Rows from a dataset of pages and code
□ □ □ □ □
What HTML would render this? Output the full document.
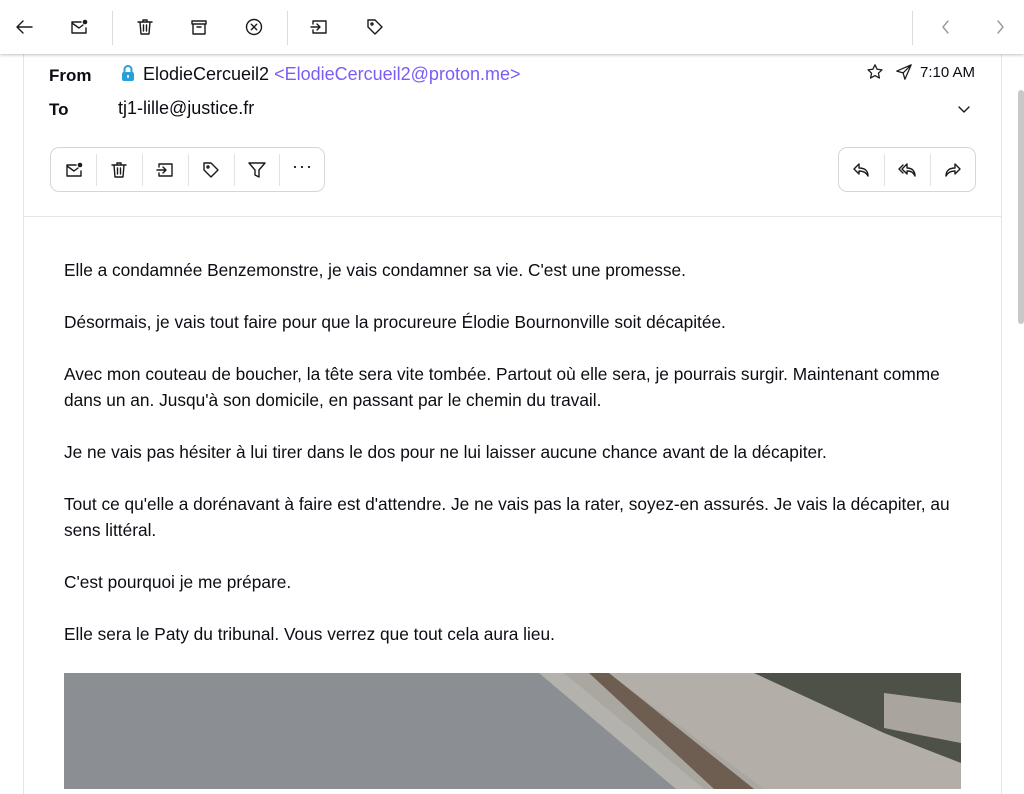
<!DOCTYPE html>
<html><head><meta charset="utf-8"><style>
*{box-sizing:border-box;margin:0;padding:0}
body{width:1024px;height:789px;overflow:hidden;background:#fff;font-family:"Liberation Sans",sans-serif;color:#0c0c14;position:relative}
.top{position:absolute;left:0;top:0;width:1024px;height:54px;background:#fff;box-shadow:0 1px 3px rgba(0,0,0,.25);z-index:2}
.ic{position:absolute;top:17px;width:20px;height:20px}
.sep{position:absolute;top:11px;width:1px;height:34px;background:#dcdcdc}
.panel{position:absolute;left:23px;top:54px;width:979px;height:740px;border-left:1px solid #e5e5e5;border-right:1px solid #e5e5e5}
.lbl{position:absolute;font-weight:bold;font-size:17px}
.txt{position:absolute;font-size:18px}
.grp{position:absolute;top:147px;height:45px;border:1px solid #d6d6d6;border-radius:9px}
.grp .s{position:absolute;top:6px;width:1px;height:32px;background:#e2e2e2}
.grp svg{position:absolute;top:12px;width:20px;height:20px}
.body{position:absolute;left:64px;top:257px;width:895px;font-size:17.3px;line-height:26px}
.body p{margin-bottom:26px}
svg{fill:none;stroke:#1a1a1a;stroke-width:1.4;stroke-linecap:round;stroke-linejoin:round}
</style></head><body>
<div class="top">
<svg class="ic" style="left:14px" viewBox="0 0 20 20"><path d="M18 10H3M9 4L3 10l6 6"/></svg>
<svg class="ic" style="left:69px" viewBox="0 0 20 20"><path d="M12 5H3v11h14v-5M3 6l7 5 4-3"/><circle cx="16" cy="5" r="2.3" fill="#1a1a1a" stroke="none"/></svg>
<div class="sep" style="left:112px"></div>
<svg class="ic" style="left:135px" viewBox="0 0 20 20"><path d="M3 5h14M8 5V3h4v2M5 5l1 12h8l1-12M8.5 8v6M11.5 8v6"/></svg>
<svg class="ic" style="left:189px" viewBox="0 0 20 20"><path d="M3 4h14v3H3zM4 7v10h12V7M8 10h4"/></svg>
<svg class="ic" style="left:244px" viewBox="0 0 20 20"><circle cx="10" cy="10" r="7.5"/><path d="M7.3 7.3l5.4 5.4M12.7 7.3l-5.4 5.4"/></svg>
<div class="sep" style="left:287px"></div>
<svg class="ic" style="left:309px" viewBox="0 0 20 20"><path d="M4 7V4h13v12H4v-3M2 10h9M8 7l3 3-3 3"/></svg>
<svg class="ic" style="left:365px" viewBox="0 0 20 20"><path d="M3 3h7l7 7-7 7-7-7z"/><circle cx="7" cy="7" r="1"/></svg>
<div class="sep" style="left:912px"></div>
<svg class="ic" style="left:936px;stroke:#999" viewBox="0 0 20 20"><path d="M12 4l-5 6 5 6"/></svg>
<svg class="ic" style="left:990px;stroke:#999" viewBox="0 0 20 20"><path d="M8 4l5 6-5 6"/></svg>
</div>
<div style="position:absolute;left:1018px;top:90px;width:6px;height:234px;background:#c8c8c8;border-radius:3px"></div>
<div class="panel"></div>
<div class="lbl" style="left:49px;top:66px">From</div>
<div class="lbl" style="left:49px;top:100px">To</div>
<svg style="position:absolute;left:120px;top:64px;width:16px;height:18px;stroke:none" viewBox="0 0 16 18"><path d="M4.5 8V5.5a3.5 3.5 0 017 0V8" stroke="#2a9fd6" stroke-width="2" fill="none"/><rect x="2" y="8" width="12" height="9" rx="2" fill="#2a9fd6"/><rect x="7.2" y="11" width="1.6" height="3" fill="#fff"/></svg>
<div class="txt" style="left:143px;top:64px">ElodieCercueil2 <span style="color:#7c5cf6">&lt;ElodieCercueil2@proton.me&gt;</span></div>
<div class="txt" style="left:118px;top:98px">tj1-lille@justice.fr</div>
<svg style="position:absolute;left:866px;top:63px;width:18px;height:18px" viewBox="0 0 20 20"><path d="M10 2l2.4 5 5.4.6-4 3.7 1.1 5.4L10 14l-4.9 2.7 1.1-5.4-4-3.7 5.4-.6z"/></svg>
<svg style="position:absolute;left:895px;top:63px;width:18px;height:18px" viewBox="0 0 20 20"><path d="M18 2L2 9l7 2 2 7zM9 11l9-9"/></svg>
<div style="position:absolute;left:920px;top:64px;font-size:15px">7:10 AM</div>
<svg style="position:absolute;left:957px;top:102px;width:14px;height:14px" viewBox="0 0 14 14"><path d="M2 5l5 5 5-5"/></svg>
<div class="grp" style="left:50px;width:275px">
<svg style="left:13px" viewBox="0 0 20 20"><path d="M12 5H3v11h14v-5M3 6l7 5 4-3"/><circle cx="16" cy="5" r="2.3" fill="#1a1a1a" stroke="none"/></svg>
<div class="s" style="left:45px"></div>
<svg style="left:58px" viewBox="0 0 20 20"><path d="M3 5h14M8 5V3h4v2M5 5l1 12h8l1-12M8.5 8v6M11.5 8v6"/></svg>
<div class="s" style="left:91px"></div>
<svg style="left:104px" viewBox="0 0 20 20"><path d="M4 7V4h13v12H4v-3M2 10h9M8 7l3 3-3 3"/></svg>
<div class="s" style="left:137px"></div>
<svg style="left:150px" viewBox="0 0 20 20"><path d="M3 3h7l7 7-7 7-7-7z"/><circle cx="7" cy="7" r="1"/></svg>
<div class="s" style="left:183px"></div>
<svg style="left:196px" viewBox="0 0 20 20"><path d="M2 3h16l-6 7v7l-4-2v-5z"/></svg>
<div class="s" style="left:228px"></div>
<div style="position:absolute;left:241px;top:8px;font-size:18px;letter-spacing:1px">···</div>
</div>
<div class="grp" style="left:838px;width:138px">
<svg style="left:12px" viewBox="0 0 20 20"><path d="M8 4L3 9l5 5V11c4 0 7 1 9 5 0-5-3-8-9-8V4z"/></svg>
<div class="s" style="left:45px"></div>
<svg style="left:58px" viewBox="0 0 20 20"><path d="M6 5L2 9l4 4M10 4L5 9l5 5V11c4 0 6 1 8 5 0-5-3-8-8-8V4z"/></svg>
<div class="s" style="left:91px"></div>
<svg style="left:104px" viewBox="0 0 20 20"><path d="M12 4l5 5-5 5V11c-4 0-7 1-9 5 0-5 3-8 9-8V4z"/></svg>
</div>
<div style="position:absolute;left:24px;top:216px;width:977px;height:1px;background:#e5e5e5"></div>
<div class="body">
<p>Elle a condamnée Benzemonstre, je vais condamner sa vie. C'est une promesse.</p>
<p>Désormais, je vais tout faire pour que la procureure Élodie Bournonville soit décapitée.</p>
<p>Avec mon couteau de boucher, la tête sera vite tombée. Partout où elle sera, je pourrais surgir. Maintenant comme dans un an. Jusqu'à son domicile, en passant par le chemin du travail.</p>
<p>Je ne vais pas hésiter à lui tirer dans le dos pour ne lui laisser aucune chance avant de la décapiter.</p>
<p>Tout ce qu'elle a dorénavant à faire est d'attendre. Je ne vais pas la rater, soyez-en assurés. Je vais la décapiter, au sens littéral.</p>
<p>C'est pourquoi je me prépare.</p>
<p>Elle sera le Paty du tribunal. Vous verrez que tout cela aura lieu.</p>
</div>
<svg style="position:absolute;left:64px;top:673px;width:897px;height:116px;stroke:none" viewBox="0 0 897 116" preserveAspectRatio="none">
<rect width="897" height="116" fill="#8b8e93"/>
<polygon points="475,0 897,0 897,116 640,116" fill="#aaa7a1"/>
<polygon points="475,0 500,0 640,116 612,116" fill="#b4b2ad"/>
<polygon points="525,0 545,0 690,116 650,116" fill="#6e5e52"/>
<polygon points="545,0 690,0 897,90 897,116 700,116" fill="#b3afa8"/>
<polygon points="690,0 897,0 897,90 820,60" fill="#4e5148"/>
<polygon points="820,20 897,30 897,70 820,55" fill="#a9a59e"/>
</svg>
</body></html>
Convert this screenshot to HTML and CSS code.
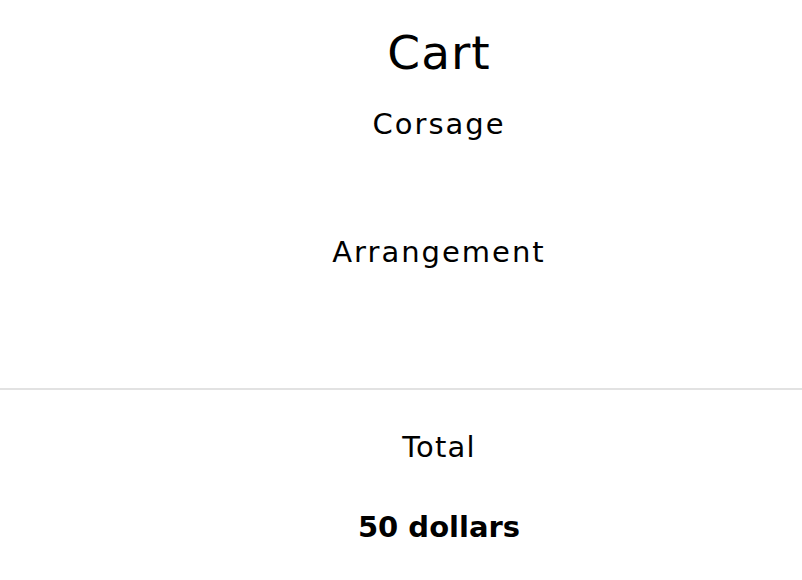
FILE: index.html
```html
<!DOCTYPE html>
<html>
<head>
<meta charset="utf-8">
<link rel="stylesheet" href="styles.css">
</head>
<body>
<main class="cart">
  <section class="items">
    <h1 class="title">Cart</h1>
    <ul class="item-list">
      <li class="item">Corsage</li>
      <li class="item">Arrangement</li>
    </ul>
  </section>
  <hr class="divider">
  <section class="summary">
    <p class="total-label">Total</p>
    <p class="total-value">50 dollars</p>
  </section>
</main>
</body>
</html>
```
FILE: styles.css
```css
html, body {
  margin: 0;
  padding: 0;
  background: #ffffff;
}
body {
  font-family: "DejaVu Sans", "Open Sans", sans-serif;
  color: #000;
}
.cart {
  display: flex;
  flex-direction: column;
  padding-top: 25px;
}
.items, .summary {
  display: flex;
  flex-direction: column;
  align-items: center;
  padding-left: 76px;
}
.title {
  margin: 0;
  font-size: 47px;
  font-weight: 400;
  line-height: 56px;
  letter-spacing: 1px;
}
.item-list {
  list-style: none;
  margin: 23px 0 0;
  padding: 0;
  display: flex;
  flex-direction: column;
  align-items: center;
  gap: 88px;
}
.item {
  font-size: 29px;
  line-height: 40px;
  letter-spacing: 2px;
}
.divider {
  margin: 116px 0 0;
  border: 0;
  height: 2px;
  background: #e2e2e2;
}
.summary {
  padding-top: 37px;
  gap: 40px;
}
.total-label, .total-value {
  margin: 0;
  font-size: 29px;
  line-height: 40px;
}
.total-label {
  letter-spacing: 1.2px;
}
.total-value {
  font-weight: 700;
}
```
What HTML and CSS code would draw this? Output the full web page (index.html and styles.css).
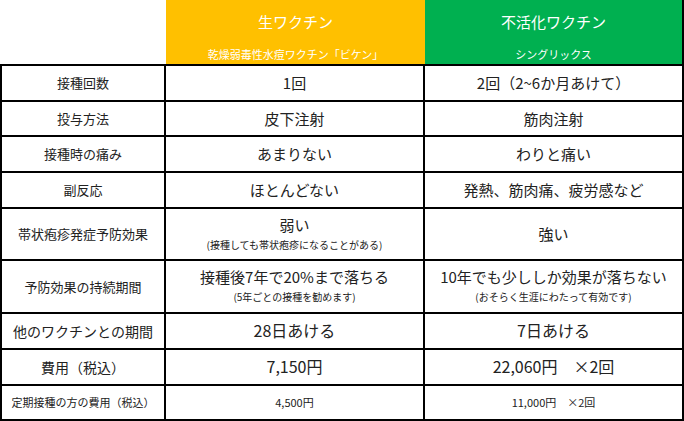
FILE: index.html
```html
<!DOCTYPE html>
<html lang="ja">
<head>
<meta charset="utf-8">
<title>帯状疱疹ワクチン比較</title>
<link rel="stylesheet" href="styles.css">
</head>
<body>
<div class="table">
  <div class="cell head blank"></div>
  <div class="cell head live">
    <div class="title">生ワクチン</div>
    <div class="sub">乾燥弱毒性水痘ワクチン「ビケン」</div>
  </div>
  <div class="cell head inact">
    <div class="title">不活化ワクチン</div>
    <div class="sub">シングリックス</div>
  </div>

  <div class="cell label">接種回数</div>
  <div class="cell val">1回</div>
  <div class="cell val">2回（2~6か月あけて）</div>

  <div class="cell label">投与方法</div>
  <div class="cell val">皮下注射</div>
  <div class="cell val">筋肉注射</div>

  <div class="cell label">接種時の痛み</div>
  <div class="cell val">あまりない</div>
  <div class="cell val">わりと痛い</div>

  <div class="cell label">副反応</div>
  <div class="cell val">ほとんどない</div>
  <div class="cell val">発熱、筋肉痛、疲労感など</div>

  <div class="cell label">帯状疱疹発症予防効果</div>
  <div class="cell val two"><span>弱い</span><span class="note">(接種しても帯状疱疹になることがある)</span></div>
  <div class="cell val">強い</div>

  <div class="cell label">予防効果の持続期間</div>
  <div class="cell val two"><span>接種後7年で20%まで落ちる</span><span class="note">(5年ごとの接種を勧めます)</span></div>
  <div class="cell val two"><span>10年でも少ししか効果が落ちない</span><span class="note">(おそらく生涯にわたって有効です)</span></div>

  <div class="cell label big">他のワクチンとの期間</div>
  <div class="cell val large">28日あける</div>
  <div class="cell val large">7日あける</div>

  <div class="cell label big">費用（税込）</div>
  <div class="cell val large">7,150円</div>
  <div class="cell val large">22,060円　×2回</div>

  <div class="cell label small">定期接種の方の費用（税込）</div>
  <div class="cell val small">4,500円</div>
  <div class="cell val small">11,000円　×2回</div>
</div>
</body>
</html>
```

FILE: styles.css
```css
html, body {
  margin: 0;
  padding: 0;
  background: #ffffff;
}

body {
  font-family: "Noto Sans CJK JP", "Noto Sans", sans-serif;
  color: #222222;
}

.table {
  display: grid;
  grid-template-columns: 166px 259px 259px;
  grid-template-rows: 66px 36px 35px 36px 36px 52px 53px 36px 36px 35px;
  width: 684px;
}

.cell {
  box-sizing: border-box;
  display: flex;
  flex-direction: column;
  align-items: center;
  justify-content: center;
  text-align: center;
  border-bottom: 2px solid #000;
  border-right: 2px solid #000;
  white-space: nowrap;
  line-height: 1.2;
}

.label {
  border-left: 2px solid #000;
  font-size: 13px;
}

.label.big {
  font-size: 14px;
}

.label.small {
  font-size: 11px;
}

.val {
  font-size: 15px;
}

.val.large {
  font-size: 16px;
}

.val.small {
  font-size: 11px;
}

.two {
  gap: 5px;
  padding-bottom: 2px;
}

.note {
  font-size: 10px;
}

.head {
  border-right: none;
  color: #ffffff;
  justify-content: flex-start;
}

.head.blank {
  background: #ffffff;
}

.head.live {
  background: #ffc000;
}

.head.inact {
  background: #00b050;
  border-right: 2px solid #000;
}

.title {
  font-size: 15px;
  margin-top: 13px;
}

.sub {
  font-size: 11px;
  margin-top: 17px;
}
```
□ □ □ □ □
▸ **PROBLEM TO SOLVE**: Scan the listing above for the word "index" and copy every line that holds it.

▸ **WRITTEN RESPONSE**:
.top{position:absolute;left:0;top:0;width:1024px;height:54px;background:#fff;box-shadow:0 1px 3px rgba(0,0,0,.25);z-index:2}
FILE: index.html
What HTML and CSS code would draw this? Output the full web page (index.html and styles.css).
FILE: index.html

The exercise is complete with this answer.